Paddle vs Stripe — When You're Selling Software, Not Just Processing Cards
Stripe handles payments; Paddle handles your entire software business. If you sell digital products globally, there's only one real choice.
Paddle
Paddle is the merchant of record for your software sales — they handle VAT, fraud, taxes, and compliance in 200+ countries so you don't have to. Stripe makes you build all that yourself.
This Isn't Just About Payment Processing
Most comparisons treat Paddle and Stripe as interchangeable payment processors. They're not. Stripe is a developer-first API for building payment flows — it gives you the building blocks but makes you assemble the entire compliance, tax, and licensing infrastructure yourself. Paddle is a full-stack solution for selling software: they act as your merchant of record, handling everything from checkout to VAT collection to customer support disputes. If you're selling SaaS, apps, or digital downloads, this distinction changes everything.
Where Paddle Wins — Handling the Messy Global Stuff
Paddle's killer feature is being your merchant of record. They take legal responsibility for sales tax, VAT, fraud, and compliance in over 200 countries. For example: when a customer in Germany buys your $29/month SaaS tool, Paddle automatically charges 19% VAT, remits it to German authorities, and handles all the paperwork. They also provide built-in license key generation, subscription management, and global payout in your local currency. Their checkout is optimized for software conversions with features like localized pricing and one-click upsells. While Stripe offers tax calculation through Stripe Tax ($0.50 per transaction), you're still the merchant of record — meaning you're on the hook for audits and compliance headaches.
Where Stripe Holds Its Own — When You Need Raw Flexibility
Stripe dominates when you're building custom payment experiences beyond software sales. Their API-first approach lets you create subscription boxes, marketplaces, or hybrid physical/digital businesses with granular control. Features like Stripe Connect for multi-party payments or Stripe Billing for complex metered billing are more powerful than Paddle's offerings. If you're a developer who wants to own every part of the payment flow — or if you're selling something that isn't purely digital — Stripe's flexibility is worth the extra implementation work. Their documentation and ecosystem (like Stripe Elements for UI) are also more mature.

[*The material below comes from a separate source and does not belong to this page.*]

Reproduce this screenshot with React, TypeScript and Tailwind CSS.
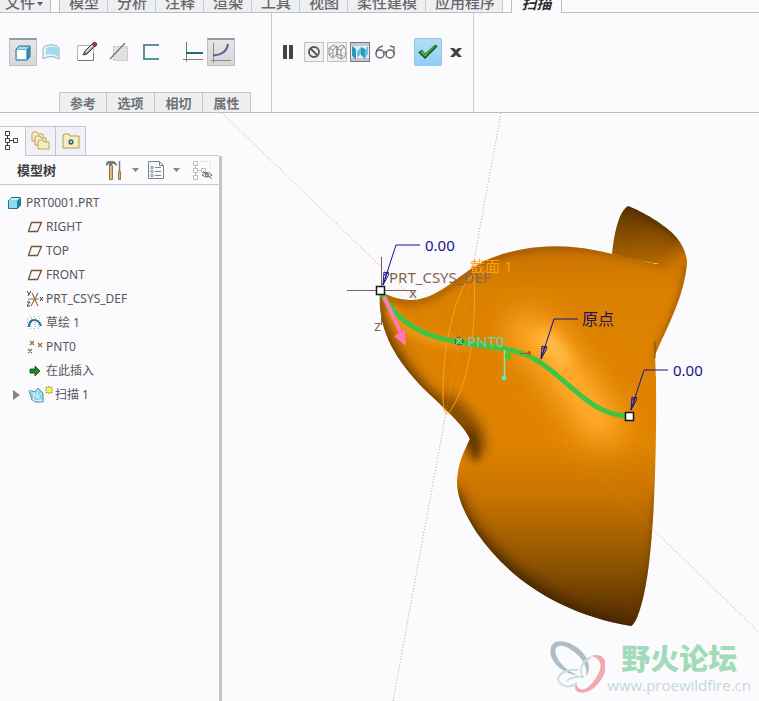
import React from "react";
import type { ReactNode } from "react";

const CJK = "font-['Noto_Sans_CJK_SC',sans-serif]";
const UI = "font-['Noto_Sans','Noto_Sans_CJK_SC',sans-serif]";

const menuTabs = ["模型", "分析", "注释", "渲染", "工具", "视图", "柔性建模", "应用程序"];
const panelTabs = ["参考", "选项", "相切", "属性"];

function Svg({ w, h, children }: { w: number; h: number; children: ReactNode }) {
  return (
    <svg width={w} height={h} viewBox={`0 0 ${w} ${h}`} fill="none" className="block shrink-0" aria-hidden="true">
      {children}
    </svg>
  );
}

function ToolButton({ label, className = "", pressed = false, children }: { label: string; className?: string; pressed?: boolean; children: ReactNode }) {
  const look = pressed ? "border border-t-2 border-[#c0c0c4] border-t-[#9a9a9e] bg-linear-to-b from-[#e6e6e8] to-[#d6d6d9]" : "";
  return (
    <button type="button" aria-label={label} aria-pressed={pressed} className={`flex size-7 shrink-0 items-center justify-center ${look} ${className}`}>
      {children}
    </button>
  );
}

function SmallButton({ label, className = "", pressed = false, children }: { label: string; className?: string; pressed?: boolean; children: ReactNode }) {
  const look = pressed ? "border-[#77777b] bg-[#c9c5cb]" : "border-[#c2c2c5] bg-[#f1f1f2]";
  return (
    <button type="button" aria-label={label} aria-pressed={pressed} className={`flex size-5 shrink-0 items-center justify-center border ${look} ${className}`}>
      {children}
    </button>
  );
}

function MenuBar() {
  return (
    <nav className={`flex h-[13px] text-[15px] leading-4 font-medium text-[#68686c] ${CJK}`}>
      <button type="button" className="flex w-[51px] shrink-0 items-end gap-0.5 border-r border-b border-[#bcbec2] bg-[#eeeff1] pb-0.5 pl-[5px]">
        文件
        <span className="mb-1 flex">
          <Svg w={6} h={4}><path d="M0 0h6L3 4z" fill="#5c5c60" /></Svg>
        </span>
      </button>
      <span className="w-2 shrink-0 border-b border-[#bcbec2]" />
      <div className="flex shrink-0 border-l border-[#bcbec2]">
        {menuTabs.map((t) => (
          <button key={t} type="button" className="flex items-end border-r border-b border-[#c8cace] border-b-[#bcbec2] bg-[#eeeff1] px-[9px] pb-0.5 whitespace-nowrap last:pr-2">
            <span className="-mr-px">{t}</span>
          </button>
        ))}
      </div>
      <span className="w-2 shrink-0 border-b border-[#bcbec2]" />
      <button type="button" className="flex w-[51px] shrink-0 items-end justify-center border-x border-[#bcbec2] pb-0.5 font-bold text-[#2e2e30] italic">扫描</button>
      <span className="grow border-b border-[#bcbec2]" />
    </nav>
  );
}

function Ribbon() {
  return (
    <section className="flex h-[100px] border-b border-[#bcbec2]">
      <div className="flex w-[272px] shrink-0 flex-col justify-between border-r border-[#c9cbd0] pt-[25px]">
        <div className="flex pl-[9px]">
          <ToolButton label="实体" pressed>
            <Svg w={18} h={18}>
              <path d="M2 5l3-3h11v11l-3 3H2z" fill="#9fdaf0" stroke="#1c6d88" />
              <path d="M2.500 5.500h10v10h-10z" fill="#fdfeff" stroke="#5ab4cf" />
              <path d="M13 5l3-3v11l-3 3z" fill="#2f8ba8" />
            </Svg>
          </ToolButton>
          <ToolButton label="曲面">
            <Svg w={18} h={18}>
              <path d="M3 3Q9 0 15 3l2 2v11Q9 11 1 16V5z" fill="#e6f6fa" stroke="#8fb2bf" />
              <path d="M4 5Q9 2 16 5v8Q10 10 4 12z" fill="#a4d9ea" />
            </Svg>
          </ToolButton>
          <ToolButton label="草绘" className="ml-2">
            <Svg w={22} h={22}>
              <path d="M1.500 4.500h16v15h-16z" fill="#fff" stroke="#b5b5b9" />
              <path d="M17.500 12v7.500H2" stroke="#77777a" />
              <path d="M7 14l2-4 7-7 3 2-8 8z" fill="#8d8885" stroke="#3f3b3b" />
              <path d="M10 11l7-7" stroke="#ece9e6" strokeWidth="1.500" />
              <path d="M16 3l2-2q3 0 3 3l-2 2z" fill="#a33a3a" stroke="#6b2323" strokeWidth="0.600" />
            </Svg>
          </ToolButton>
          <ToolButton label="移除材料" className="ml-1">
            <Svg w={20} h={20}>
              <path d="M4.500 4.500h14v14h-14z" fill="#e0e0e2" stroke="#bcbcbf" strokeDasharray="2 1" />
              <path d="M1 17L16 1" stroke="#77777a" strokeWidth="1.300" />
            </Svg>
          </ToolButton>
          <ToolButton label="薄板" className="ml-1">
            <Svg w={18} h={18}>
              <path d="M17 2H2v14h15" stroke="#2d6d82" strokeWidth="1.500" />
            </Svg>
          </ToolButton>
          <ToolButton label="恒定截面" className="ml-3.5">
            <Svg w={20} h={22}>
              <path d="M3.500 1v20M0 18.500h20" stroke="#927f6c" />
              <path d="M3.500 1v15" stroke="#657b80" />
              <path d="M3 12h17" stroke="#236f78" strokeWidth="2" />
            </Svg>
          </ToolButton>
          <ToolButton label="可变截面" pressed>
            <Svg w={22} h={22}>
              <path d="M3.500 1v20M1 18.500h20" stroke="#8b8b8e" />
              <path d="M3 13C11 14 17 9 18 2" stroke="#76519c" strokeWidth="2" />
            </Svg>
          </ToolButton>
        </div>
        <div className={`flex pl-[59px] text-[13px] font-bold text-[#707075] ${CJK}`}>
          {panelTabs.map((t) => (
            <button key={t} type="button" className="h-5 w-12 border-t border-r border-[#c4c6ca] bg-[#eeeff1] leading-[18px] first:border-l">{t}</button>
          ))}
        </div>
      </div>
      <div className="flex w-[202px] shrink-0 border-r border-[#c9cbd0] pt-[25px] pl-0.5">
        <div className="flex h-7 items-center">
          <ToolButton label="暂停">
            <Svg w={12} h={14}><path d="M1 0h4v14H1zM7 0h4v14H7z" fill="#454548" /></Svg>
          </ToolButton>
          <SmallButton label="无预览" className="ml-0.5">
            <Svg w={14} h={14}>
              <circle cx="7" cy="7" r="5" stroke="#555558" strokeWidth="1.800" />
              <path d="M3.500 3.500l7 7" stroke="#555558" strokeWidth="1.800" />
            </Svg>
          </SmallButton>
          <SmallButton label="分离预览" className="ml-[3px]">
            <Svg w={18} h={18}>
              <path d="M1 5l5-3 3 3M1 5l4 2v8l-4-3zM5 7l4-4v8l-4 4M9 6l4-4 3 1-3 4-4-1v8l4 2V7M16 3l2 4-1 7-4 2M1 12l3-2M9 11l6 2" stroke="#77777a" strokeWidth="0.800" />
            </Svg>
          </SmallButton>
          <SmallButton label="连接预览" pressed className="ml-[3px]">
            <Svg w={18} h={18}>
              <path d="M0 3h18v12H0z" fill="#dfeef2" />
              <path d="M1 3l4 3v11l-4-4zM10 4l4 2v10l-4-4z" fill="#2b99bf" />
              <path d="M5 7l5-4v9l-5 4z" fill="#fafdfe" />
              <path d="M6 8l4-4v7l-4 4zM14 7l3-4v8l-3 4z" fill="#66c3df" />
            </Svg>
          </SmallButton>
          <button type="button" aria-label="特征预览" className="ml-[3px] flex size-6 shrink-0 items-center justify-center">
            <Svg w={20} h={14}>
              <circle cx="5" cy="9" r="4" stroke="#66666a" strokeWidth="1.500" />
              <circle cx="15" cy="9" r="4" stroke="#66666a" strokeWidth="1.500" />
              <path d="M1 8Q2 2 8 1M19 9V2l-4-1M8 8q2-2 4 0" stroke="#66666a" strokeWidth="1.300" />
            </Svg>
          </button>
          <button type="button" aria-label="确定" className="ml-[17px] flex size-7 shrink-0 items-center justify-center rounded-xs border border-[#91c6e4] bg-linear-to-b from-[#b5ddf3] to-[#8ed0f5]">
            <Svg w={22} h={18}>
              <path d="M2 9l3-2 3 4L18 2l2 1L8 15z" fill="#46b542" stroke="#1c6226" strokeWidth="0.800" />
              <path d="M2 9l6 6L20 3" stroke="#164b1d" strokeWidth="1.500" />
            </Svg>
          </button>
          <ToolButton label="取消">
            <Svg w={14} h={12}><path d="M1 2h4l2 2 2-2h4L9 6.500l4 4.500H9L7 9l-2 2H1l4-4.500z" fill="#454548" /></Svg>
          </ToolButton>
        </div>
      </div>
    </section>
  );
}

function Folder({ x, y }: { x: number; y: number }) {
  return <path d={`M${x} ${y + 2}l1-2h4l1 2h5v7h-11z`} fill="#f9ecbd" stroke="#b9a36a" />;
}

function Plane() {
  return <Svg w={16} h={14}><path d="M4.500 2.500h10l-4 9h-9z" stroke="#765638" strokeWidth="1.300" /></Svg>;
}

const nodes: { name: string; icon: ReactNode }[] = [
  { name: "RIGHT", icon: <Plane /> },
  { name: "TOP", icon: <Plane /> },
  { name: "FRONT", icon: <Plane /> },
  {
    name: "PRT_CSYS_DEF",
    icon: (
      <Svg w={16} h={18}>
        <path d="M1 9h11M4 16l7-13M5 3l6 13" stroke="#967044" strokeWidth="1.200" />
        <path d="M0 1l2 3M4 1L1 6M0 12h3l-3 4h3M13 7l3 4M16 7l-3 4" stroke="#3c3734" />
      </Svg>
    ),
  },
  {
    name: "草绘 1",
    icon: (
      <Svg w={16} h={16}>
        <path d="M0 3.500h15M0 7.500h15M0 11.500h15M3.500 1v13M7.500 1v13M11.500 1v13" stroke="#90b3c6" strokeDasharray="1 3" />
        <path d="M2 12Q2 5 7 5t7 6" stroke="#2c7795" strokeWidth="2" />
      </Svg>
    ),
  },
  {
    name: "PNT0",
    icon: <Svg w={16} h={16}><path d="M3 2l4 4M7 2L3 6M11 4l4 4M15 4l-4 4M1 10l4 4M5 10l-4 4" stroke="#8a6a45" strokeWidth="1.200" /></Svg>,
  },
  {
    name: "在此插入",
    icon: <Svg w={16} h={12}><path d="M3 4h5V1l5 5-5 5V8H3z" fill="#1f8b22" stroke="#0b4b10" strokeWidth="0.800" /></Svg>,
  },
];

function ModelTree() {
  return (
    <aside className="flex w-[222px] shrink-0 flex-col pt-[13px]">
      <div className="flex h-[30px] pr-[3px]">
        <button type="button" aria-label="模型树" className="flex w-[26px] shrink-0 items-center border-t border-r border-[#c3c5cc] pl-1 pb-1">
          <Svg w={16} h={20}>
            <path d="M1.500 1.500h4v4h-4zM1.500 8.500h4v4h-4zM1.500 15.500h4v4h-4zM9.500 8.500h4v4h-4zM3.500 6v2M3.500 13v2M6 10.500h3" stroke="#3f3f42" />
          </Svg>
        </button>
        <button type="button" aria-label="文件夹浏览器" className="flex w-[30px] shrink-0 items-center justify-center border-t border-r border-b border-[#c3c5cc] bg-[#f0f1f4]">
          <Svg w={20} h={20}><Folder x={1} y={1} /><Folder x={4} y={5} /><Folder x={7} y={9} /></Svg>
        </button>
        <button type="button" aria-label="收藏夹" className="flex w-[30px] shrink-0 items-center justify-center border-t border-r border-b border-[#c3c5cc] bg-[#f0f1f4]">
          <Svg w={18} h={16}>
            <path d="M1 3l1-2h5l1 2h9v12H1z" fill="#f9ecbd" stroke="#b39a5b" />
            <path d="M9 6v6M6 9h6M7 7l4 4M11 7l-4 4" stroke="#275d70" strokeWidth="1.200" />
            <circle cx="9" cy="9" r="1" fill="#e8f4f6" />
          </Svg>
        </button>
        <span className="grow border-b border-[#c3c5cc]" />
      </div>
      <div className="grow border-r-[3px] border-[#c5c5c8]">
        <header className="flex h-[29px] items-center border-b border-[#c8c9ce] pl-[17px]">
          <h2 className={`text-[13px] leading-5 font-bold text-[#3e3e41] ${CJK}`}>模型树</h2>
          <button type="button" aria-label="设置" className="ml-12 flex shrink-0 items-center gap-2">
            <Svg w={20} h={20}>
              <path d="M2 3l2-2h6l3 3v2l-3-2H8v2H5V4L2 6z" fill="#7b7b7f" />
              <path d="M5.500 5.500h3v14h-3z" fill="#dcbb78" stroke="#95753c" />
              <path d="M15.500 1v10" stroke="#7c7c80" strokeWidth="1.500" />
              <path d="M14.500 11.500h2v8h-2z" fill="#dcbb78" stroke="#95753c" />
            </Svg>
            <Svg w={7} h={4}><path d="M0 0h7L3.500 4z" fill="#858588" /></Svg>
          </button>
          <button type="button" aria-label="显示" className="ml-2 flex shrink-0 items-center gap-2">
            <Svg w={18} h={20}>
              <path d="M1.500 1.500h11l4 4v13h-15z" fill="#f5f7f9" stroke="#7d8388" />
              <path d="M12.500 1.500v4h4M8 7.500h6M8 11.500h6M8 15.500h6" stroke="#7d8388" />
              <path d="M4 6.500h2v2H4zM4 10.500h2v2H4zM4 14.500h2v2H4z" stroke="#6b8796" strokeWidth="0.800" />
            </Svg>
            <Svg w={7} h={4}><path d="M0 0h7L3.500 4z" fill="#858588" /></Svg>
          </button>
          <button type="button" aria-label="隐藏" className="ml-3 shrink-0">
            <Svg w={22} h={20}>
              <path d="M1.500 1.500h4v4h-4zM1.500 8.500h4v4h-4zM1.500 15.500h4v4h-4zM9.500 8.500h4v4h-4zM3.500 6v2M3.500 13v2M6 10.500h3" stroke="#bcbcbf" />
              <path d="M9 1.500h9v8" stroke="#c8c8cb" strokeDasharray="1 2" />
              <path d="M10 15q5-5 10 0-5 4-10 0zM11 11l9 8" stroke="#717174" />
              <circle cx="15" cy="15" r="1.500" stroke="#717174" />
            </Svg>
          </button>
        </header>
        <ul className={`pt-1.5 text-[12px] leading-6 text-[#55555a] ${UI}`}>
          <li className="flex h-6 items-center gap-1 pl-[7px]">
            <Svg w={15} h={14}>
              <path d="M1.500 4.500l3-3h9v8l-3 3h-9z" fill="#8adaf5" stroke="#266f8c" />
              <path d="M10 5l3-3v8l-3 3z" fill="#2580a2" />
              <path d="M2 4h8l3-2H5z" fill="#c8f1fc" />
            </Svg>
            PRT0001.PRT
          </li>
          {nodes.map((n) => (
            <li key={n.name} className="flex h-6 items-center gap-[3px] pl-[27px]">{n.icon}{n.name}</li>
          ))}
          <li className="flex h-6 items-center pl-3">
            <button type="button" aria-label="展开" className="mr-2 shrink-0">
              <Svg w={8} h={10}><path d="M1 0l7 5-7 5z" fill="#858588" /></Svg>
            </button>
            <Svg w={26} h={20}>
              <path d="M1 5l6 2 3-4 5 5v9H8L4 15z" fill="#8ad3ea" stroke="#4d93ab" />
              <path d="M7 7l-2 8 9 1M1 5l13 11M10 4l-1 9 5-5" stroke="#e2f7fc" />
              <path d="M21 1v8M17 5h8M18 2l6 6M24 2l-6 6" stroke="#8a8726" strokeWidth="1.200" />
              <circle cx="21" cy="5" r="2.500" fill="#fcf43c" />
            </Svg>
            <span className="ml-px">扫描 1</span>
          </li>
        </ul>
      </div>
    </aside>
  );
}

const BODY =
  "M380 291C392 298 402 300 413 300C440 298 456 276 484 261C528 242 570 243 612 254L656 264L687 263C684 297 668 325 655 355L656 380C657 480 652 560 644 594C640 612 635 625 631 626C560 614 508 578 477 533C460 507 457 492 457 481C458 462 464 452 470 439C464 424 436 401 423 388C394 358 377 328 380 291Z";
const EAR = "M612 254C614 233 619 211 628 206C641 211 665 224 677 238C684 247 687 256 687 265C681 266 663 267 612 254Z";

function Leader({ x, y, w }: { x: number; y: number; w: number }) {
  return (
    <g stroke="#17108c" fill="none">
      <path d={`M${x} ${y}l13-40h${w}`} />
      <path d={`M${x} ${y}l1-13 5 2zM${x + 1} ${y - 10}l5-3M${x + 2} ${y - 6}l2-7`} />
    </g>
  );
}

function Viewport() {
  return (
    <main className="relative min-w-0 grow overflow-hidden">
      <svg viewBox="222 113 537 588" preserveAspectRatio="xMinYMin meet" className="block w-full" role="img" aria-label="PRT0001">
        <defs>
          <linearGradient id="body" x1="0" y1="245" x2="0" y2="626" gradientUnits="userSpaceOnUse">
            <stop offset="0" stopColor="#c87200" />
            <stop offset="0.120" stopColor="#dc8000" />
            <stop offset="0.520" stopColor="#e08400" />
            <stop offset="0.660" stopColor="#c87400" />
            <stop offset="0.850" stopColor="#8a5100" />
            <stop offset="1" stopColor="#4f2b00" />
          </linearGradient>
          <linearGradient id="ear" x1="640" y1="208" x2="642" y2="268" gradientUnits="userSpaceOnUse">
            <stop offset="0" stopColor="#5b3500" />
            <stop offset="0.500" stopColor="#8c5000" />
            <stop offset="1" stopColor="#b86a00" />
          </linearGradient>
          <clipPath id="bodyClip"><path d={BODY} /></clipPath>
          <clipPath id="earClip"><path d={EAR} /></clipPath>
          <filter id="fine" x="340" y="180" width="380" height="480" filterUnits="userSpaceOnUse"><feGaussianBlur stdDeviation="4" /></filter>
          <filter id="soft" x="340" y="180" width="380" height="480" filterUnits="userSpaceOnUse"><feGaussianBlur stdDeviation="7" /></filter>
          <filter id="wide" x="340" y="180" width="380" height="480" filterUnits="userSpaceOnUse"><feGaussianBlur stdDeviation="14" /></filter>
        </defs>
        <path d="M222 113L759 632M501 113L393 701" stroke="#e08bad" strokeDasharray="1 2" />
        <path d={BODY} fill="url(#body)" />
        <g clipPath="url(#bodyClip)" fill="none">
          <path d="M372 300C373 332 392 364 420 394C445 416 460 426 470 442" stroke="#4b2b00" strokeWidth="18" filter="url(#soft)" />
          <path d="M440 402C462 416 475 432 476 452" stroke="#8a5000" strokeWidth="22" filter="url(#soft)" />
          <path d="M466 430C474 438 477 447 475 460" stroke="#4b2b00" strokeWidth="7" filter="url(#fine)" />
          <path d="M386 294C400 306 420 303 438 293L490 258Q545 239 615 252L670 263" stroke="#744300" strokeWidth="4" filter="url(#fine)" />
          <path d="M450 490C460 535 520 605 631 634" stroke="#3f2200" strokeWidth="16" filter="url(#soft)" />
          <path d="M390 308C404 334 430 342 466 344" stroke="#ffac2d" strokeWidth="5" filter="url(#fine)" />
          <path d="M528 334C552 344 568 385 602 424" stroke="#ffa626" strokeWidth="46" strokeLinecap="round" filter="url(#wide)" />
          <path d="M546 340C560 356 570 385 596 418" stroke="#ffac30" strokeWidth="20" strokeLinecap="round" strokeOpacity="0.700" filter="url(#soft)" />
          <path d="M545 338L562 358" stroke="#ffc450" strokeWidth="12" strokeLinecap="round" filter="url(#soft)" />
          <path d="M690 262C686 302 665 335 659 360" stroke="#7a4700" strokeWidth="6" filter="url(#fine)" />
          <path d="M659 490Q653 592 637 626" stroke="#5a3300" strokeWidth="5" filter="url(#fine)" />
        </g>
        <path d={EAR} fill="url(#ear)" />
        <g clipPath="url(#earClip)" fill="none">
          <path d="M690 250Q684 268 662 272" stroke="#d67c00" strokeWidth="12" filter="url(#soft)" />
          <path d="M628 204C645 212 668 224 680 238" stroke="#4b2b00" strokeWidth="6" filter="url(#fine)" />
        </g>
        <path d="M222 113L759 632M501 113L393 701" stroke="#ff9a5c" strokeOpacity="0.650" strokeDasharray="1 2" clipPath="url(#bodyClip)" />
        <path d="M655 341v17" stroke="#754817" />
        <path d="M347 290.500h68M381.500 257v68" stroke="#806047" />
        <path d="M474 275C459 281 442 340 443 398Q444 424 453 406C468 384 477 330 474 275Z" stroke="#ffa015" fill="none" />
        <path d="M382 293C397 324 428 338 459 342C491 348 519 347 541 363C572 384 591 415 629 416" stroke="#40c443" strokeWidth="5" fill="none" />
        <path d="M384 297l17 36" stroke="#ff79ba" strokeWidth="4" />
        <path d="M394 336l11-6 1 16z" fill="#ff79ba" />
        <Leader x={383} y={285} w={24} />
        <Leader x={541} y={359} w={24} />
        <Leader x={631} y={410} w={24} />
        <path d="M504.500 350v28" stroke="#86e7b6" strokeWidth="1.500" />
        <circle cx="504" cy="378" r="2.500" fill="#5ce8c6" />
        <circle cx="508" cy="356" r="3" fill="#26db1d" />
        <path d="M520 353.500h9" stroke="#d8401a" />
        <circle cx="529" cy="353" r="2" fill="#ef3a22" />
        <path d="M376.500 286.500h8v8h-8zM625.500 412.500h8v8h-8z" fill="#fff" stroke="#171717" strokeWidth="1.500" />
        <circle cx="459" cy="341" r="4" stroke="#263744" strokeDasharray="2 1" fill="none" />
        <path d="M456 338l6 6M462 338l-6 6" stroke="#67ddd2" />
        <g className={UI} fontSize="15">
          <text x="389" y="283" fill="#85664c">PRT_CSYS_DEF</text>
          <text x="409" y="298" fill="#7c6a5d">x</text>
          <text x="374" y="331" fill="#7c6a5d">z</text>
          <text x="470" y="272" fill="#ff9c15">截面 1</text>
          <text x="467" y="347" fill="#69d5b6">PNT0</text>
          <text x="425" y="251" fill="#17108c">0.00</text>
          <text x="582" y="325" fontSize="16" fill="#25135f">原点</text>
          <text x="673" y="376" fill="#17108c">0.00</text>
        </g>
      </svg>
      <div className="absolute right-2 bottom-1 flex items-center gap-0.5">
        <Svg w={56} h={58}>
          <path fillRule="evenodd" d="M2 17C-2-2 17-1 30 10C41 19 42 32 37 37C39 27 33 19 24 12C12 3 4 6 7 16C10 24 18 32 30 37C14 34 5 26 2 17Z" fill="#aebbc9" />
          <path d="M42 17C60 11 61 33 48 46C37 58 22 55 27 44C31 57 41 48 46 40C54 29 54 20 42 17Z" fill="#f0aab0" />
          <path d="M34 38C29 30 34 22 42 18M29 31C14 29 5 39 11 44C16 49 24 48 28 44M18 42Q22 37 35 38" stroke="#cbdeda" strokeWidth="2" />
        </Svg>
        <div className="flex flex-col items-center gap-0.5">
          <span className={`text-[29px] leading-8 font-black text-[#a3dbba] ${CJK}`}>野火论坛</span>
          <span className="font-['Open_Sans',sans-serif] text-[15px] leading-5 text-[#c3d8da]">www.proewildfire.cn</span>
        </div>
      </div>
    </main>
  );
}

export default function App() {
  return (
    <div className="flex min-h-screen flex-col overflow-hidden bg-[#fbfbfe]">
      <MenuBar />
      <Ribbon />
      <div className="flex grow">
        <ModelTree />
        <Viewport />
      </div>
    </div>
  );
}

The Gotcha — Pricing and Platform Lock-in
Paddle charges 5% + $0.50 per transaction with no monthly fee — which sounds steep until you realize it includes tax handling, fraud protection, and license management that would cost you 2-3% extra elsewhere. Stripe's standard rate is 2.9% + $0.30, but add Stripe Tax ($0.50/transaction), a tax compliance service ($50+/month), and a license management tool, and you're often paying more. The real catch? Paddle owns your customer relationships — they handle customer support and refunds, which means less control but also fewer headaches. With Stripe, you're building everything, which means more work but also more ownership.
If You're Starting a Software Business Today...
Choose Paddle if you're selling SaaS, desktop apps, mobile apps, or digital downloads and want to launch globally tomorrow. Their all-in-one solution means you can skip months of compliance work and focus on building your product. Use Stripe if: (1) you're selling physical goods alongside digital, (2) you need custom marketplace or platform payments, or (3) you have an engineering team that wants complete control over the payment stack. For most indie developers and startups selling software, Paddle's 5% fee is the best tax you'll ever pay — it buys you back weeks of development and compliance time.
What Most Comparisons Get Wrong
They treat these as equal options and focus on transaction fees alone. The truth is: Paddle isn't just a payment processor — it's a business model choice. By being your merchant of record, they fundamentally change how you operate: you offload legal risk, tax complexity, and customer disputes. Stripe gives you more control but also more liability. Most software founders underestimate the cost of handling EU VAT, US sales tax, and global fraud prevention themselves — which is why so many end up switching to Paddle after hitting international growth.
Quick Comparison
| Factor | Paddle | Stripe |
|---|---|---|
| Merchant of Record | Yes — they handle all tax/compliance | No — you remain merchant |
| Global Tax Handling | Built-in for 200+ countries | Stripe Tax add-on ($0.50/transaction) |
| License Key Management | Native feature | Requires third-party tool |
| Transaction Fee | 5% + $0.50 | 2.9% + $0.30 |
| API Flexibility | Limited to software use cases | Highly customizable for any business |
| Checkout Optimization | Software-specific with upsells | Generic but customizable |
| Fraud Protection | Full liability coverage | Tools provided, but you're liable |
| Payout Currency | Local currency in 200+ countries | Limited currencies with fees |
The Verdict
Use Paddle if: You sell software/digital products and want to launch globally without tax headaches.
Use Stripe if: You need custom payment flows, sell physical goods, or have resources to handle compliance.
Consider: FastSpring — similar to Paddle but with more enterprise features and higher fees (7-9%).
Paddle is the merchant of record for your software sales — they handle VAT, fraud, taxes, and compliance in 200+ countries so you don't have to. Stripe makes you build all that yourself.